--- Direction ---
Leave out the pictures, and write out exactly the lines from the beginning of the material to the line holding "import React from", that line included, and nothing else.

═══ Material

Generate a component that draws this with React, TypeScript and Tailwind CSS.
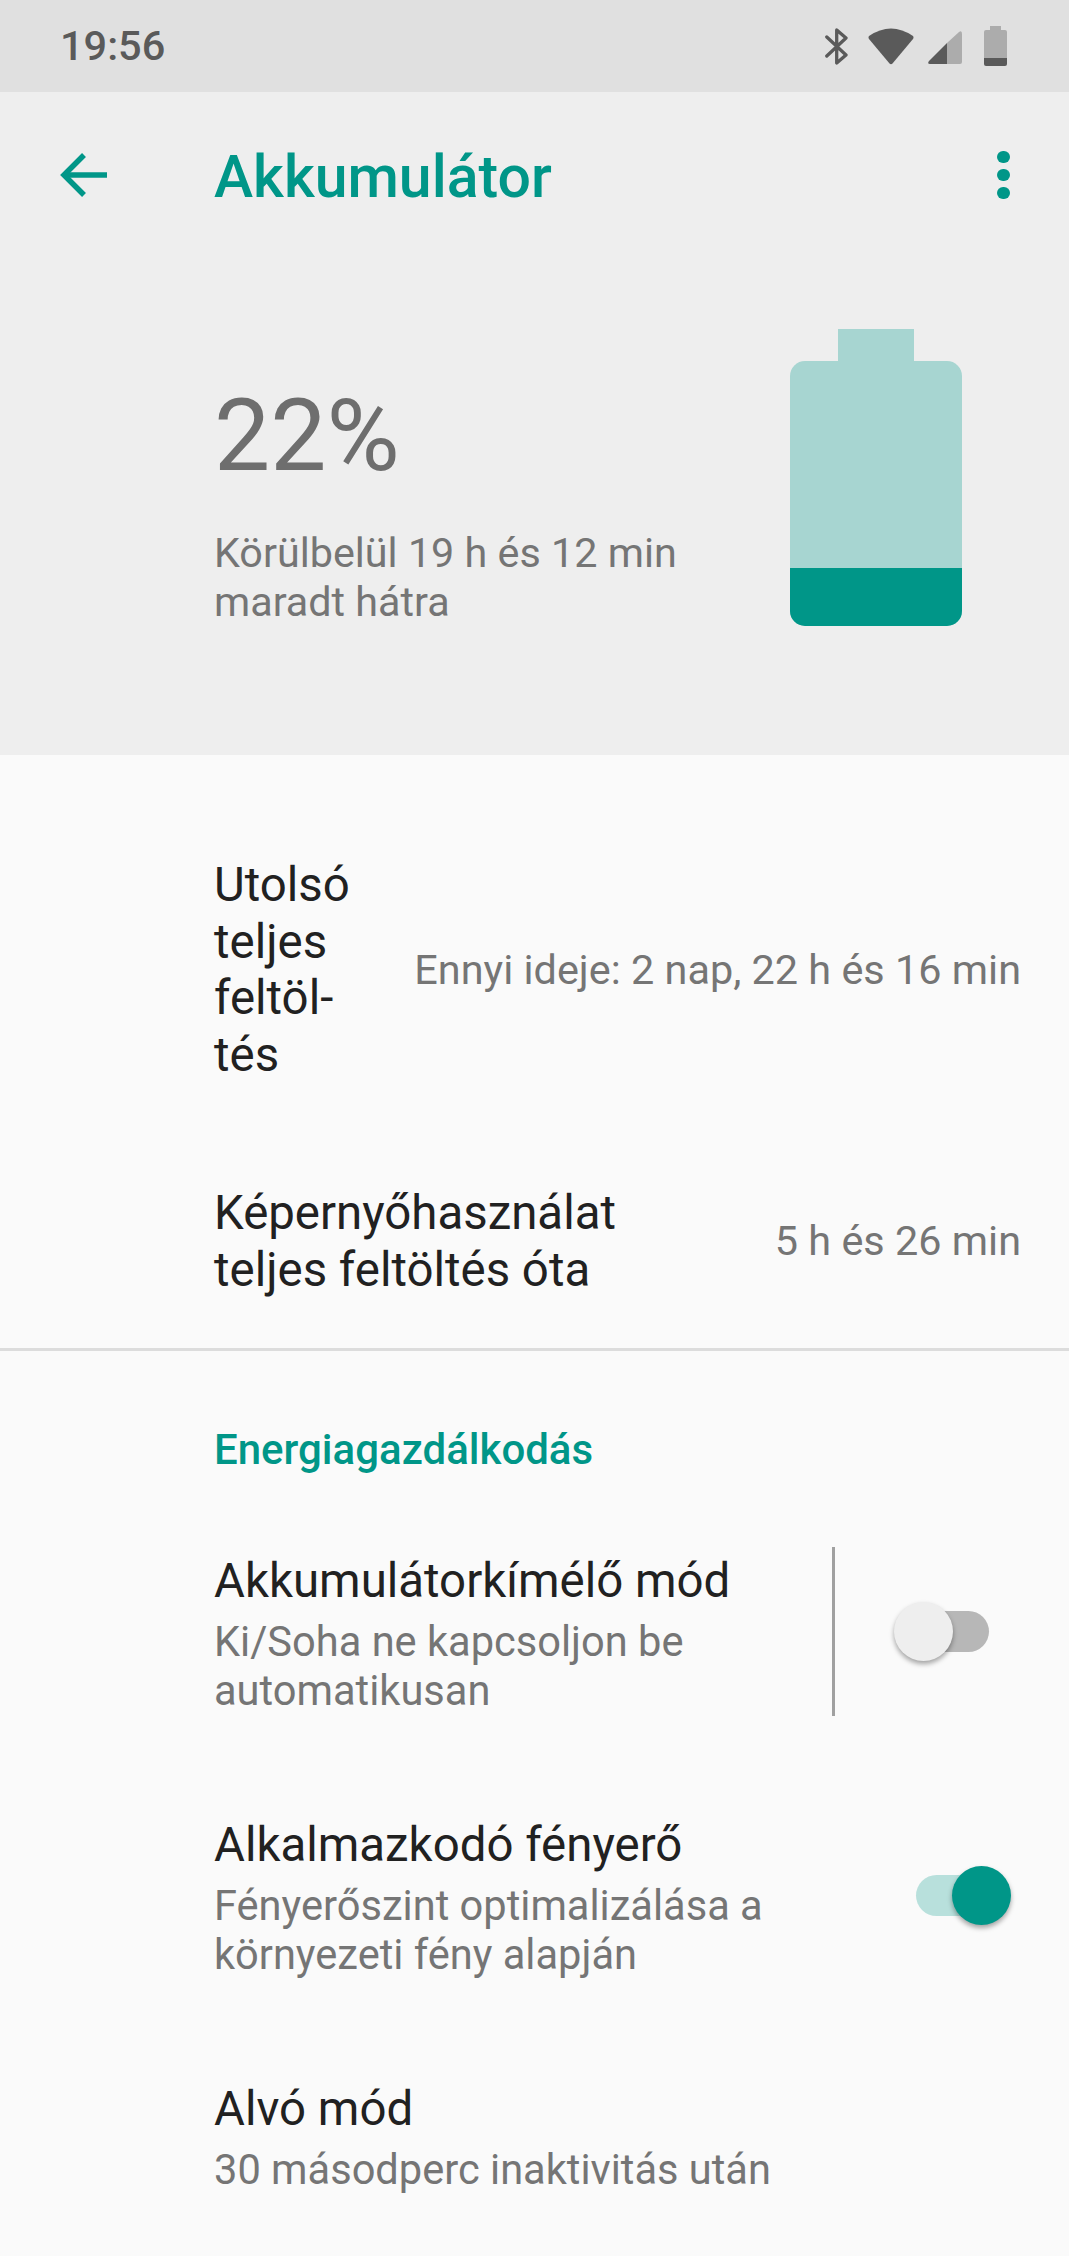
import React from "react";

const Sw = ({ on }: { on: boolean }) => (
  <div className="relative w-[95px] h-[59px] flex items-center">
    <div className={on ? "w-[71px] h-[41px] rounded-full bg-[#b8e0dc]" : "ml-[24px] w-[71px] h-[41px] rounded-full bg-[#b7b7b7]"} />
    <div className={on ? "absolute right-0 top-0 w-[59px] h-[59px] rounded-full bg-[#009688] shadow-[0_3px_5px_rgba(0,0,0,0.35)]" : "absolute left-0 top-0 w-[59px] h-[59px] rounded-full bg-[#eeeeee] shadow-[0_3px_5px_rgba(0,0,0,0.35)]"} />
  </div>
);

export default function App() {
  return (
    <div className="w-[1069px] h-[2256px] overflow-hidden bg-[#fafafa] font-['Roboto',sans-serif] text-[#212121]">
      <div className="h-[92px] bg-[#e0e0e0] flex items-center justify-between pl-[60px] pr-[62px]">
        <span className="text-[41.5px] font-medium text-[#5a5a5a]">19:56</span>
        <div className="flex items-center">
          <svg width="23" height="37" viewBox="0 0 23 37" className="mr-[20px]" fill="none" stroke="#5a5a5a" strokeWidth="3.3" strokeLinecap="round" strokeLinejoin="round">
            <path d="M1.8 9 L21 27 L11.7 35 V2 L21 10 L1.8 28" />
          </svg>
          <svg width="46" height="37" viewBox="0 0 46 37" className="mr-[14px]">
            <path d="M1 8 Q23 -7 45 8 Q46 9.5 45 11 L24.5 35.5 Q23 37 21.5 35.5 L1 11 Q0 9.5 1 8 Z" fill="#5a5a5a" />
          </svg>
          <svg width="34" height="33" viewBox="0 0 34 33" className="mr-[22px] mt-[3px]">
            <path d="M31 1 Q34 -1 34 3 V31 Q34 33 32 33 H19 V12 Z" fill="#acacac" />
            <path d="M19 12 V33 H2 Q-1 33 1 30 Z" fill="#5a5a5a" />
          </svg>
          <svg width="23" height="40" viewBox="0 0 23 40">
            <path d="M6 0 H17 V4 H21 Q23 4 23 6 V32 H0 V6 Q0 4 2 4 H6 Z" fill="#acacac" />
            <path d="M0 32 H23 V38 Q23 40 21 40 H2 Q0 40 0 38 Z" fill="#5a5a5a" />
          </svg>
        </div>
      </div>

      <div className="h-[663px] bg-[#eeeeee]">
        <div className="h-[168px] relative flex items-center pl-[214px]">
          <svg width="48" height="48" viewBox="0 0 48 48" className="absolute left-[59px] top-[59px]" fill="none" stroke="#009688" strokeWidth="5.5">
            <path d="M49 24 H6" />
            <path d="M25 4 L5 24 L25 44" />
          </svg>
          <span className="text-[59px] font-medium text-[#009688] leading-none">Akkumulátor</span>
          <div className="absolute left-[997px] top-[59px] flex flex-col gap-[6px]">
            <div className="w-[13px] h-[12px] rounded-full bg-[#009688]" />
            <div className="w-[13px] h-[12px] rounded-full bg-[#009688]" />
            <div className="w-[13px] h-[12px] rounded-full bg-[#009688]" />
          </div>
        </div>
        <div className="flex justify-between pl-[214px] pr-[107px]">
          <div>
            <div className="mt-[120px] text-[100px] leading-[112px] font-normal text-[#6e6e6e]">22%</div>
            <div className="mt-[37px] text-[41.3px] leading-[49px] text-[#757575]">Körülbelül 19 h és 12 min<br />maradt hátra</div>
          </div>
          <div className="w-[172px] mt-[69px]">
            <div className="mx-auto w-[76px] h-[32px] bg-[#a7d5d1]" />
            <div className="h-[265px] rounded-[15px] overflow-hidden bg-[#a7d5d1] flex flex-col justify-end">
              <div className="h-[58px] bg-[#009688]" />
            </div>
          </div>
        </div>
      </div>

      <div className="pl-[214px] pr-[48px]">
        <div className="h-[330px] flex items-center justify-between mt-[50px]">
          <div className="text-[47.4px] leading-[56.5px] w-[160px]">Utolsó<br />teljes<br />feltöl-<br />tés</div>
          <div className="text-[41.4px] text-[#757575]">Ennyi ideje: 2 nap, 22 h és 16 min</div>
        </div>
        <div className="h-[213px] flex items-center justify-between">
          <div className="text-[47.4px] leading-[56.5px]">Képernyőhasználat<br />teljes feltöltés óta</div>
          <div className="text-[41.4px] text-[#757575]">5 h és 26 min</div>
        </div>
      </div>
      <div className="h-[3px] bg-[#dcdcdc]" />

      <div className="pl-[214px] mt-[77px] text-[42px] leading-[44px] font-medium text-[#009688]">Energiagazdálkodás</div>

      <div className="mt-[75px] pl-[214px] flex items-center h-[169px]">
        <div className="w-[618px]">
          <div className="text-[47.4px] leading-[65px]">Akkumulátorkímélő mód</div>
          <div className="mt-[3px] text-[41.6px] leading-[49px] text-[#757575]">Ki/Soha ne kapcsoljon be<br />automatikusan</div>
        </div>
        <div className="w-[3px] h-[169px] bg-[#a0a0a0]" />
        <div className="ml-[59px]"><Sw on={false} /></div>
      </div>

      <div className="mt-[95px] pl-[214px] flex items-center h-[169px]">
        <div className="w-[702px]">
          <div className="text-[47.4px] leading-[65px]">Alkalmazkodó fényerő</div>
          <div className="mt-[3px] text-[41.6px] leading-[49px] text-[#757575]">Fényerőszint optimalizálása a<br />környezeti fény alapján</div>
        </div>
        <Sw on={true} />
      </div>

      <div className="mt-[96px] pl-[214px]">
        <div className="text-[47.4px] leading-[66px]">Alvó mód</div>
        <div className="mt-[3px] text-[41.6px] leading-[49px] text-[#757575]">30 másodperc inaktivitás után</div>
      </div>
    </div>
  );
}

══════

--- Solution to this exercise ---
Generate a component that draws this with React, TypeScript and Tailwind CSS.
import React from "react";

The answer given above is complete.